Exercise directions
Check every line of the entries below for the word "code", and copy the ones that have it.

>>>>>

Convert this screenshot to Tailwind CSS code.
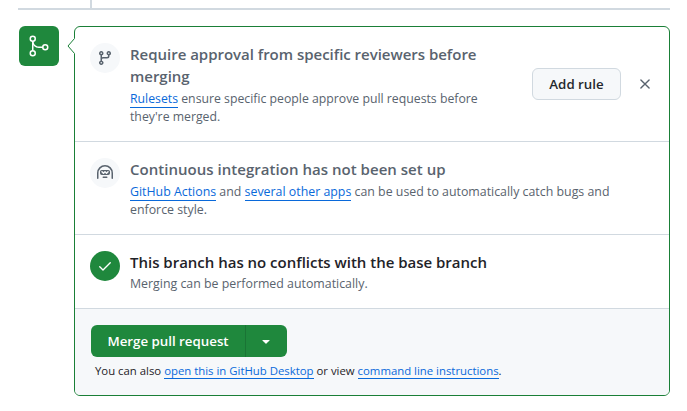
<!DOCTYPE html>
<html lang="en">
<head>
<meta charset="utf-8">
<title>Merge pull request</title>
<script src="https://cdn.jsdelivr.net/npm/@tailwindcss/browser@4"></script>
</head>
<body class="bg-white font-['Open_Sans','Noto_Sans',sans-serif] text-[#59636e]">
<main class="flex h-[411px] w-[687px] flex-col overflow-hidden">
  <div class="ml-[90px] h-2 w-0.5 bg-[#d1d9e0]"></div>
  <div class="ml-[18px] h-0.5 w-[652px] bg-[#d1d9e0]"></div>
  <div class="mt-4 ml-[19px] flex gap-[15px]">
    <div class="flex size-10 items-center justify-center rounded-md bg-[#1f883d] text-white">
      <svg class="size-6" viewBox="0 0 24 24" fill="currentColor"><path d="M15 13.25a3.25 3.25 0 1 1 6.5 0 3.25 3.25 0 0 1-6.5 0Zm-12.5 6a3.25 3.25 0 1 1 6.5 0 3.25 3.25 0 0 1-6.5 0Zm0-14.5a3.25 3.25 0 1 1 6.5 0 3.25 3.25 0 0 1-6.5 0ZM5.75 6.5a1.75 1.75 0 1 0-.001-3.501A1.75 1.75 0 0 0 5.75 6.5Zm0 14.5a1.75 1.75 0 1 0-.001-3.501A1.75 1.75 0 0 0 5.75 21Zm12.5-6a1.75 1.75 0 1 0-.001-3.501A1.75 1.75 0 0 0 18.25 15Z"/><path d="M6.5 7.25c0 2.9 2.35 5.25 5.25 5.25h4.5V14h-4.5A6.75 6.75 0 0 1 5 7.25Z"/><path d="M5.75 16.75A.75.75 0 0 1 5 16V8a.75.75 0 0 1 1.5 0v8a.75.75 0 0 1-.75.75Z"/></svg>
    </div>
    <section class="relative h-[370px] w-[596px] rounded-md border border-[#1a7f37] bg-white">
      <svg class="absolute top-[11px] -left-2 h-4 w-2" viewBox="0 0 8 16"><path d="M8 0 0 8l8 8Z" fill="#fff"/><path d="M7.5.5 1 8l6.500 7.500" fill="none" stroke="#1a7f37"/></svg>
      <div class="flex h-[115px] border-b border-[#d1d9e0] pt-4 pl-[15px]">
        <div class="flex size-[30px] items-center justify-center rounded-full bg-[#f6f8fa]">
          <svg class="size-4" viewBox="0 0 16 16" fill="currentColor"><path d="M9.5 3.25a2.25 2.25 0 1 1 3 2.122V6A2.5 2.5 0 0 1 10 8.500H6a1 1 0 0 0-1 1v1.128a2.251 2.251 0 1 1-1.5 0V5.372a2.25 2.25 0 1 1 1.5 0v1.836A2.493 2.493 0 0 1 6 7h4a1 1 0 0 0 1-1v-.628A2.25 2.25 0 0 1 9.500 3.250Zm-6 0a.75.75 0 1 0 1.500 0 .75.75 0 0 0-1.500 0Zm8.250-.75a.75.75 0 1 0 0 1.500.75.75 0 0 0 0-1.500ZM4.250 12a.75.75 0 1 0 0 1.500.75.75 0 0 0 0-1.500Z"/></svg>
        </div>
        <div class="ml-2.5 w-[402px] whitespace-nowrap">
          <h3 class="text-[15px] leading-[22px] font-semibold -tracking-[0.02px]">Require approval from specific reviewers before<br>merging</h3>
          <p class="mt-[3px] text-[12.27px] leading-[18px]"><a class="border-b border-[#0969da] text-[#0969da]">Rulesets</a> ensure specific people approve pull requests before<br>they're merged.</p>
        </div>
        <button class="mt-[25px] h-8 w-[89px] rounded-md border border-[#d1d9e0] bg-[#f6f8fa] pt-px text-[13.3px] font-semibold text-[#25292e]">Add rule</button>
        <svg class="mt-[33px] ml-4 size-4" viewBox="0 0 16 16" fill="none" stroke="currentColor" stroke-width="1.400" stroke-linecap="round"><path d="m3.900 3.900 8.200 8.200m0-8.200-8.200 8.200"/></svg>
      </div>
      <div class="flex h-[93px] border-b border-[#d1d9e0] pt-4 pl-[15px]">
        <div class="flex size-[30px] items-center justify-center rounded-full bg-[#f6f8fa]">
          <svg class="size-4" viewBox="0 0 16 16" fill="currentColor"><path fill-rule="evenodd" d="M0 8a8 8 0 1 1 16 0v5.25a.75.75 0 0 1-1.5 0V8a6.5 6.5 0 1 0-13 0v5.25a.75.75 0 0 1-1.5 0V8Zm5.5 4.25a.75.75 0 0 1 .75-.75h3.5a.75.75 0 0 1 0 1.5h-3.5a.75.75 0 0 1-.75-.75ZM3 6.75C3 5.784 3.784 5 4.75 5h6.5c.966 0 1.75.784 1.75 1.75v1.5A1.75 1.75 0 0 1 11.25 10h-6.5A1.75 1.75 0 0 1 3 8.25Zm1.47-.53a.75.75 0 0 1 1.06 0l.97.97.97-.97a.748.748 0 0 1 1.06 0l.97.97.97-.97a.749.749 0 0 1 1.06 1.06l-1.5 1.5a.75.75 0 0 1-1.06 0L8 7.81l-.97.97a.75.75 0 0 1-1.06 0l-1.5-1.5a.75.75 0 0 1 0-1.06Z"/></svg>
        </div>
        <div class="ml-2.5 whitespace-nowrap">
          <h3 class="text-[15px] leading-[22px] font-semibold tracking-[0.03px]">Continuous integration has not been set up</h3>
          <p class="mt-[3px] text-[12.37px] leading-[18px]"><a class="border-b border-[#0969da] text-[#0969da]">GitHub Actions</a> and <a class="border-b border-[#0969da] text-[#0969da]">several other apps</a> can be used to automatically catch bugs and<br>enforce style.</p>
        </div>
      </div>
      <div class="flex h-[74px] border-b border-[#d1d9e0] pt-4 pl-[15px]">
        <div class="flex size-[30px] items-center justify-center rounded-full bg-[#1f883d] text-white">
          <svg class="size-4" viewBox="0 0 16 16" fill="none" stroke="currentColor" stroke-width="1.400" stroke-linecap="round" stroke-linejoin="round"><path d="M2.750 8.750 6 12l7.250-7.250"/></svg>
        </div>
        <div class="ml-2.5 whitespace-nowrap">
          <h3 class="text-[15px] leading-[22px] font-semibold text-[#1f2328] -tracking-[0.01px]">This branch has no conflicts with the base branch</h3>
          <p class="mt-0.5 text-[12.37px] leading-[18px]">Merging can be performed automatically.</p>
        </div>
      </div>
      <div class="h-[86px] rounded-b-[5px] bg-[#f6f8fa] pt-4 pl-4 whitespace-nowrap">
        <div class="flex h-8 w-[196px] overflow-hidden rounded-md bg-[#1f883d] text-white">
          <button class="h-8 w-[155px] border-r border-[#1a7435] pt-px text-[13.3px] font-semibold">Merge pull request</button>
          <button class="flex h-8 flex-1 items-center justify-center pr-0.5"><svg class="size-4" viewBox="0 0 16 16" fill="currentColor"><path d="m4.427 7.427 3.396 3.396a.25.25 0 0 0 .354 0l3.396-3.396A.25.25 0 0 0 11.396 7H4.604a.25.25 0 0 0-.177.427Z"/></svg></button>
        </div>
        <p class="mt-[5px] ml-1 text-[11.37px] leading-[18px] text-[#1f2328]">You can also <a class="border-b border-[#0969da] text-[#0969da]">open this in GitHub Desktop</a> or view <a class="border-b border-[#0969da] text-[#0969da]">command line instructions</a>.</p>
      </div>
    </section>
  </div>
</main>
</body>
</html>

<<<<<
>>>>>

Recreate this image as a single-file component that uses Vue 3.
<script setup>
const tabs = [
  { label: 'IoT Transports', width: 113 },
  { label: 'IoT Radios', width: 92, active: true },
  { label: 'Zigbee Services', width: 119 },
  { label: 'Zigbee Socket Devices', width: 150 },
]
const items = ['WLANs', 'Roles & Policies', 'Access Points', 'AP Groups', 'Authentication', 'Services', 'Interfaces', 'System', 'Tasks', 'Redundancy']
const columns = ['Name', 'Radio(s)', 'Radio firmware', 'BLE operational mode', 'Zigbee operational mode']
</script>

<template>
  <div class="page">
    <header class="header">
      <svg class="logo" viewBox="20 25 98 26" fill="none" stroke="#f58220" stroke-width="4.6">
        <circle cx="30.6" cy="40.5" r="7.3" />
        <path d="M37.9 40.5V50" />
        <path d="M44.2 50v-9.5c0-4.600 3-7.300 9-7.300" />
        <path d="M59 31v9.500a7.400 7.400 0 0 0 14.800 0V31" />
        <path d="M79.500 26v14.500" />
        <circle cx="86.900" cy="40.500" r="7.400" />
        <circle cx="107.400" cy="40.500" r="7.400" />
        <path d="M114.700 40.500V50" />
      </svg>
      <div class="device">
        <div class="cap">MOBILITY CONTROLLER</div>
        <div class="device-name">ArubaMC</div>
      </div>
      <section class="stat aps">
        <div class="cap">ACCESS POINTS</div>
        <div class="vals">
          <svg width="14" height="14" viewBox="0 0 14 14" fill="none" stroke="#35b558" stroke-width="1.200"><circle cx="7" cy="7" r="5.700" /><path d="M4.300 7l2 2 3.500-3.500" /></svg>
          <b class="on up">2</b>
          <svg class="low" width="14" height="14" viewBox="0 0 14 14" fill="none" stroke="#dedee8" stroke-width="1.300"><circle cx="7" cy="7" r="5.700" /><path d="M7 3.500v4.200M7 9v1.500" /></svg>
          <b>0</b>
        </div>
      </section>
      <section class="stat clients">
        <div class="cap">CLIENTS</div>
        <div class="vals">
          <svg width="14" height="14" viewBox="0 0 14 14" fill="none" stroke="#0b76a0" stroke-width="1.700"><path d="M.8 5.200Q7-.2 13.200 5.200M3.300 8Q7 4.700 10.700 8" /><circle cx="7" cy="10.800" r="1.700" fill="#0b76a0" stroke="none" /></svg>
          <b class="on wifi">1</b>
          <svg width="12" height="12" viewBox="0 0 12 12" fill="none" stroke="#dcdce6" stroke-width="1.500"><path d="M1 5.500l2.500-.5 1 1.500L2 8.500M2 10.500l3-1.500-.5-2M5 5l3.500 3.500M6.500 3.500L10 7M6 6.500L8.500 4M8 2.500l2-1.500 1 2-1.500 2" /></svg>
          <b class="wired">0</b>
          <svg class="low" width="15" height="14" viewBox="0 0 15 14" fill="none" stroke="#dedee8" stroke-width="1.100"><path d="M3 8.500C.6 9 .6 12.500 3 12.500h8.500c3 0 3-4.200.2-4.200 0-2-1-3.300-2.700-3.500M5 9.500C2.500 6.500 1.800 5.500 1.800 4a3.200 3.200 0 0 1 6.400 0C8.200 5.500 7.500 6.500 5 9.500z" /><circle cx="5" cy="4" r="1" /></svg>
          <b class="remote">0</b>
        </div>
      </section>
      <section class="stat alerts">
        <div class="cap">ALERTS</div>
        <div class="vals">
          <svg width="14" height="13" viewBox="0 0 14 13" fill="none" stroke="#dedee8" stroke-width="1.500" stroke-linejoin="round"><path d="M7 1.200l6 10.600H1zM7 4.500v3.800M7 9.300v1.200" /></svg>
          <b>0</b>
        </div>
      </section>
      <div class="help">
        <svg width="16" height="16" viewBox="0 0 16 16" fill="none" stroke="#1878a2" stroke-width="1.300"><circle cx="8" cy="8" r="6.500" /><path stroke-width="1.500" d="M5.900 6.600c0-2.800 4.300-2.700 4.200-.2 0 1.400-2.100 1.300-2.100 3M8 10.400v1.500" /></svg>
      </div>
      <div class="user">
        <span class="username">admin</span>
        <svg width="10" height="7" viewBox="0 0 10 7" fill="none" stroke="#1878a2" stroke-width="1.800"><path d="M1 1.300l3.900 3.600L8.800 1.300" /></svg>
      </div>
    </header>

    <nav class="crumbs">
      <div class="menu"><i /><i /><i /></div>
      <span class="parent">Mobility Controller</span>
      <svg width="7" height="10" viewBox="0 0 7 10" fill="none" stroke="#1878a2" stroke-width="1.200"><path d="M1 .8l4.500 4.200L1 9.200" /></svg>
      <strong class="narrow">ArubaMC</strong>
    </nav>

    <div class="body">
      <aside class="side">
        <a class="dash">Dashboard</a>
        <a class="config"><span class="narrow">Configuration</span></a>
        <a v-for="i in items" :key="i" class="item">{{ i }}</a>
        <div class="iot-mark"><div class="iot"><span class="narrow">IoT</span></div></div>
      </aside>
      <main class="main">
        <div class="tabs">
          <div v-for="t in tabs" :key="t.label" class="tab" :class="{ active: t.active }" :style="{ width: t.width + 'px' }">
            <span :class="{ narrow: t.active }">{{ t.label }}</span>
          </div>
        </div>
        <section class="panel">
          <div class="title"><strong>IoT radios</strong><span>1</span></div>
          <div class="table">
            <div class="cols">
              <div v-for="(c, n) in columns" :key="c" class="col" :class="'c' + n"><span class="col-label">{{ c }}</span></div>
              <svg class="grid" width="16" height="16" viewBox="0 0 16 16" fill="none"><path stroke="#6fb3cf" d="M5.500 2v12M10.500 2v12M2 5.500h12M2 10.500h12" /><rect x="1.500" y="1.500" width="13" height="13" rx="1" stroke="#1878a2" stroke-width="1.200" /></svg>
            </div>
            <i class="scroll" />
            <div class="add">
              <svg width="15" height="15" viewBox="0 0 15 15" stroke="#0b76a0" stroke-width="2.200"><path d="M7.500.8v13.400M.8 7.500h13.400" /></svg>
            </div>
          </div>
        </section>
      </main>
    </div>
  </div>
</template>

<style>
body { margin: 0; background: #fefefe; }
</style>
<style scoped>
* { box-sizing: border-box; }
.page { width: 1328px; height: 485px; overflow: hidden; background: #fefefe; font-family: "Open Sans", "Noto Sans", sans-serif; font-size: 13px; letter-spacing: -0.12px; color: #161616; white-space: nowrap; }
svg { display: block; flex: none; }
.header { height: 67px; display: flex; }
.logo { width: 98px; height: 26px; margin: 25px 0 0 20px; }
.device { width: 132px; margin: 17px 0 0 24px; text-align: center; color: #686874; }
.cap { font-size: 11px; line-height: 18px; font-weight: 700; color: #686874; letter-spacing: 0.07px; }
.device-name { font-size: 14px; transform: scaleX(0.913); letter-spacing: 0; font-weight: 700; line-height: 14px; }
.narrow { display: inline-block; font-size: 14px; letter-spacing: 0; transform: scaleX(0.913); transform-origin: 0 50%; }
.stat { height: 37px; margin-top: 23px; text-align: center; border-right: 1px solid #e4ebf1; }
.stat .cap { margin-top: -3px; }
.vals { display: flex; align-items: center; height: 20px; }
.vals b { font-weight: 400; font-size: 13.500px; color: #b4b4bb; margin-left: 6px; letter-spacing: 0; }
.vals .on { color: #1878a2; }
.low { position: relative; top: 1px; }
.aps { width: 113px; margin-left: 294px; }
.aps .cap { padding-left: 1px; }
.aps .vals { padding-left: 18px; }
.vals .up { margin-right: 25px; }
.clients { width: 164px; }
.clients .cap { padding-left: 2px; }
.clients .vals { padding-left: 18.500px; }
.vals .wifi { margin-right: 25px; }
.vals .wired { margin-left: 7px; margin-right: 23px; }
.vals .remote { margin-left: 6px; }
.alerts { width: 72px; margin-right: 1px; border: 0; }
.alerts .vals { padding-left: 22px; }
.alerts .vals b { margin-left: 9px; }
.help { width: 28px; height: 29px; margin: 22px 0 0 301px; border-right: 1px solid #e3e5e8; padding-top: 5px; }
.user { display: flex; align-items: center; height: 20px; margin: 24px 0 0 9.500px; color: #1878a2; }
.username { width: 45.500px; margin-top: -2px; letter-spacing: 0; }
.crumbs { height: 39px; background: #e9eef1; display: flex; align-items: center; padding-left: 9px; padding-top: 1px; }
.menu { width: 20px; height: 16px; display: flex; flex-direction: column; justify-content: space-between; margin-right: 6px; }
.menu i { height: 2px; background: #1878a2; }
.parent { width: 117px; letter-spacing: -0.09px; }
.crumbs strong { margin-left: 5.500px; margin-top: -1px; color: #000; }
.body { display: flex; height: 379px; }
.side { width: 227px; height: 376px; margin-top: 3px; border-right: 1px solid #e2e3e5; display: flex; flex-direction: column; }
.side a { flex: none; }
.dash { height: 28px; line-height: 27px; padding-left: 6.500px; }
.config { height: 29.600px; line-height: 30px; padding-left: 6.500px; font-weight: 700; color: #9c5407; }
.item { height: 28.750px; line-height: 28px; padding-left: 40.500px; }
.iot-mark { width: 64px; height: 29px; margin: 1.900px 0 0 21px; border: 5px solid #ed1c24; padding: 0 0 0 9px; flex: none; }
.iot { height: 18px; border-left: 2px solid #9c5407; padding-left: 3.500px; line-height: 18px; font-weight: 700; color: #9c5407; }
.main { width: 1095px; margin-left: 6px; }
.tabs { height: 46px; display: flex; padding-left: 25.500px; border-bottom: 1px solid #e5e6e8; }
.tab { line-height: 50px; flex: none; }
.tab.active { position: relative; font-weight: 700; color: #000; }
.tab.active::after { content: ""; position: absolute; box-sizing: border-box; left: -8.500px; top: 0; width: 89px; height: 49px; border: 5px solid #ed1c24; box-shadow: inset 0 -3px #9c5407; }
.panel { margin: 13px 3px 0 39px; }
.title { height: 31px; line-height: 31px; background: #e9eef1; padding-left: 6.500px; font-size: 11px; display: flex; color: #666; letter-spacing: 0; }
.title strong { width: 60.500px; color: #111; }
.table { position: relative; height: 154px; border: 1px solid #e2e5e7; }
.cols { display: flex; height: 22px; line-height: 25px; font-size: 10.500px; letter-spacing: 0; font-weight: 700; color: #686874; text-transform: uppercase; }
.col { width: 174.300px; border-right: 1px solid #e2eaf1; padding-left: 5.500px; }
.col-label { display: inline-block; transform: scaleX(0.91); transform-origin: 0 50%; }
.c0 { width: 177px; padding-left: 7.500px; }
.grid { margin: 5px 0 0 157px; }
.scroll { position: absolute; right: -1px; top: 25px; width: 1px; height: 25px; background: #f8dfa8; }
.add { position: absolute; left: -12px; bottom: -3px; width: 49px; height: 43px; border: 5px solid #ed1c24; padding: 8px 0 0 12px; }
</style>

<<<<<
>>>>>

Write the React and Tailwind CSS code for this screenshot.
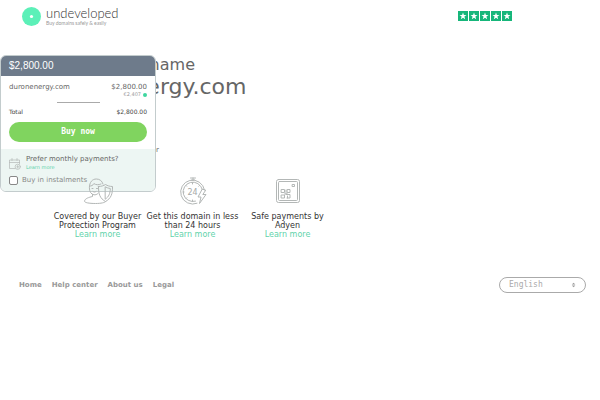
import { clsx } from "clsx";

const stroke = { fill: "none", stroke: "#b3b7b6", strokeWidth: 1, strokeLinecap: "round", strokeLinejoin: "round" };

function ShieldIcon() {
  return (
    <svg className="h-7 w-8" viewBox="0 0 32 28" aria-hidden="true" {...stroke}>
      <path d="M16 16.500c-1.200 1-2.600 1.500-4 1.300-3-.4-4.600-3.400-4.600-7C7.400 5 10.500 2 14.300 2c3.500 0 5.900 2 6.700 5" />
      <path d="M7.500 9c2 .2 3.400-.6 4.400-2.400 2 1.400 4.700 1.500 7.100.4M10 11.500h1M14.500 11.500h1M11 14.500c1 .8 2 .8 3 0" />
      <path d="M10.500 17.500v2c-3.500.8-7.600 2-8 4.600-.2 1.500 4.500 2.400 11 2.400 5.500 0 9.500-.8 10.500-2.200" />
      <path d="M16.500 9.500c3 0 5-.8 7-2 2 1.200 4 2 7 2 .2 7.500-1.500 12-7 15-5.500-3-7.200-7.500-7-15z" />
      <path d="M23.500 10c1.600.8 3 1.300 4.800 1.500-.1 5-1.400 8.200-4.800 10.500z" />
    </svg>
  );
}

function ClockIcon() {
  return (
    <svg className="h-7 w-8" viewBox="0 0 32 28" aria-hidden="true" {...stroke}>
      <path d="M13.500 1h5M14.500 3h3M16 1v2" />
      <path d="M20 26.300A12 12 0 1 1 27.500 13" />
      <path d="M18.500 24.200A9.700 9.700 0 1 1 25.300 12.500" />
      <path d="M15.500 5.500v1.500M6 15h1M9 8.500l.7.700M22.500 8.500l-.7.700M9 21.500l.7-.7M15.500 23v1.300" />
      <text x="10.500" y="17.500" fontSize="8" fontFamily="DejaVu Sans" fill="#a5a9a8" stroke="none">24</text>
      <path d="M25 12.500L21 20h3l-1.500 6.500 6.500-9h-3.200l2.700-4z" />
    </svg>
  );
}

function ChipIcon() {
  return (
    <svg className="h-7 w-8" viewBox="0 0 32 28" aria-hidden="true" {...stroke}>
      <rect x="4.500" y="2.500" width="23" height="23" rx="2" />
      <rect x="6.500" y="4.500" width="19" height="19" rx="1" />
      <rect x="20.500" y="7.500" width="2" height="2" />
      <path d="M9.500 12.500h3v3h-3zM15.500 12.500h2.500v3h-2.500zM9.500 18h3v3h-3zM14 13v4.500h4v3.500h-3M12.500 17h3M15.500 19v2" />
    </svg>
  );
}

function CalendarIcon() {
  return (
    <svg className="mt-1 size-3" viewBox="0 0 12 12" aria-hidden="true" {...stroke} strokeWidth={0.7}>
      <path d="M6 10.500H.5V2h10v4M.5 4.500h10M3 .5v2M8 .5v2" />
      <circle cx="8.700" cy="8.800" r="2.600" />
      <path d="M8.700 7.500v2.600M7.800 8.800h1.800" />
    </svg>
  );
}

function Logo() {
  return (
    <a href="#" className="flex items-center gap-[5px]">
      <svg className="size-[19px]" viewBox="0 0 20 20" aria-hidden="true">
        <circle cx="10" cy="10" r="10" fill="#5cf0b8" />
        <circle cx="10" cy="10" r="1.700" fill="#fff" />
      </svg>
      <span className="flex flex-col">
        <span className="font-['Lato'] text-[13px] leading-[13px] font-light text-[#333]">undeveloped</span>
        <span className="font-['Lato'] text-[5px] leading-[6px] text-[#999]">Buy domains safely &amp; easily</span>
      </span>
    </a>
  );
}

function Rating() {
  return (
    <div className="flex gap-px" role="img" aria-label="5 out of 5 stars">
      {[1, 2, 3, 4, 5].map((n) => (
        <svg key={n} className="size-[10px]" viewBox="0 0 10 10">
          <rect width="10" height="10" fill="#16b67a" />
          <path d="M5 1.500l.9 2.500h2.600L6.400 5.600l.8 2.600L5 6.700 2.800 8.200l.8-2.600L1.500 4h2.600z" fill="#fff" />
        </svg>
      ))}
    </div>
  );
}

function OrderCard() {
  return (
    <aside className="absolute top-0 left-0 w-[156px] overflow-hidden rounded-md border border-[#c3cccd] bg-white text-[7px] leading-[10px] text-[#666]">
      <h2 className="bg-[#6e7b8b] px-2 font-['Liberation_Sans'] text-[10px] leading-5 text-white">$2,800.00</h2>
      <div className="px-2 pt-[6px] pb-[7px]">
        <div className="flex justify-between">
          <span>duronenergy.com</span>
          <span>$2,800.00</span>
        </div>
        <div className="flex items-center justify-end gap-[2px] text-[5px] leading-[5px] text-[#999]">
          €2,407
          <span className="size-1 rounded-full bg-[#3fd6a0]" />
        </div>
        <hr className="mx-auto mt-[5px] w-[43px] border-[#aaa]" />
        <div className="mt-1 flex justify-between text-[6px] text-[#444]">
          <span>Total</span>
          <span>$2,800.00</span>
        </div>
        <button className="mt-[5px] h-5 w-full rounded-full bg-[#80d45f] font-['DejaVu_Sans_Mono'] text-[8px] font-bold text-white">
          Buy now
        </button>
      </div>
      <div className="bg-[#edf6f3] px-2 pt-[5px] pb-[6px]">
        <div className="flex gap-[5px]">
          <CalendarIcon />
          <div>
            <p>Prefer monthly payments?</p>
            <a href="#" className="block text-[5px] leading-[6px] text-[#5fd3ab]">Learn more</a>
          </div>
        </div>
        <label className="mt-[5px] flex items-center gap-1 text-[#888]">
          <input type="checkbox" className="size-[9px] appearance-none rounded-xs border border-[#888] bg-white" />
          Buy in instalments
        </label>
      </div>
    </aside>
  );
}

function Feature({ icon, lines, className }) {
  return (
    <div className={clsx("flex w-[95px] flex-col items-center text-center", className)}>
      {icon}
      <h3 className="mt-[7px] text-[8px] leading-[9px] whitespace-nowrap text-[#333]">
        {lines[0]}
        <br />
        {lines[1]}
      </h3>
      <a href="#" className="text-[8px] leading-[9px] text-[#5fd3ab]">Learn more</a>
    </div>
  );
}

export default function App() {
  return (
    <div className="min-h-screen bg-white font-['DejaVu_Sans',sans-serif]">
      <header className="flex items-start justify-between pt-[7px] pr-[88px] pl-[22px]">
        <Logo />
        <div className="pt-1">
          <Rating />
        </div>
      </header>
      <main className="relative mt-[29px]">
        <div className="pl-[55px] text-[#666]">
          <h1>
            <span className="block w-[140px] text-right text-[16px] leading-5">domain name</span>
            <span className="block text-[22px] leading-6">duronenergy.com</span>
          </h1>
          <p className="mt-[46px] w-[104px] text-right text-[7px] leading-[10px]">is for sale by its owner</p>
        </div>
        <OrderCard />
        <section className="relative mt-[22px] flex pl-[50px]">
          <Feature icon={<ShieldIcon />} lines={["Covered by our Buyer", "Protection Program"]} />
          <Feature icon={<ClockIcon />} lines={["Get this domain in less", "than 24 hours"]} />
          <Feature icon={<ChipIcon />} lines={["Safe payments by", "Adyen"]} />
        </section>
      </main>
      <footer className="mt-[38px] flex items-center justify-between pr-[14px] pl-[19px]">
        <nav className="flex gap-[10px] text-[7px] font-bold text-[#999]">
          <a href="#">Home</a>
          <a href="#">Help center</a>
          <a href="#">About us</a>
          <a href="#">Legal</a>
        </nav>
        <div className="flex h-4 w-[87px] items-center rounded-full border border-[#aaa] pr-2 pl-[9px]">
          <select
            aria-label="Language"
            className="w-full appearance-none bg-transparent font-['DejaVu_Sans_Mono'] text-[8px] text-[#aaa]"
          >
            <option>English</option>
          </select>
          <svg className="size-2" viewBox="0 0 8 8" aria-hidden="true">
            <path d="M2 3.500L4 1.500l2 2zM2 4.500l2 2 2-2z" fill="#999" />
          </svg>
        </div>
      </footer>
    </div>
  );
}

<<<<<

Solved problem
Convert this screenshot to Tailwind CSS code.
Write the React and Tailwind CSS code for this screenshot.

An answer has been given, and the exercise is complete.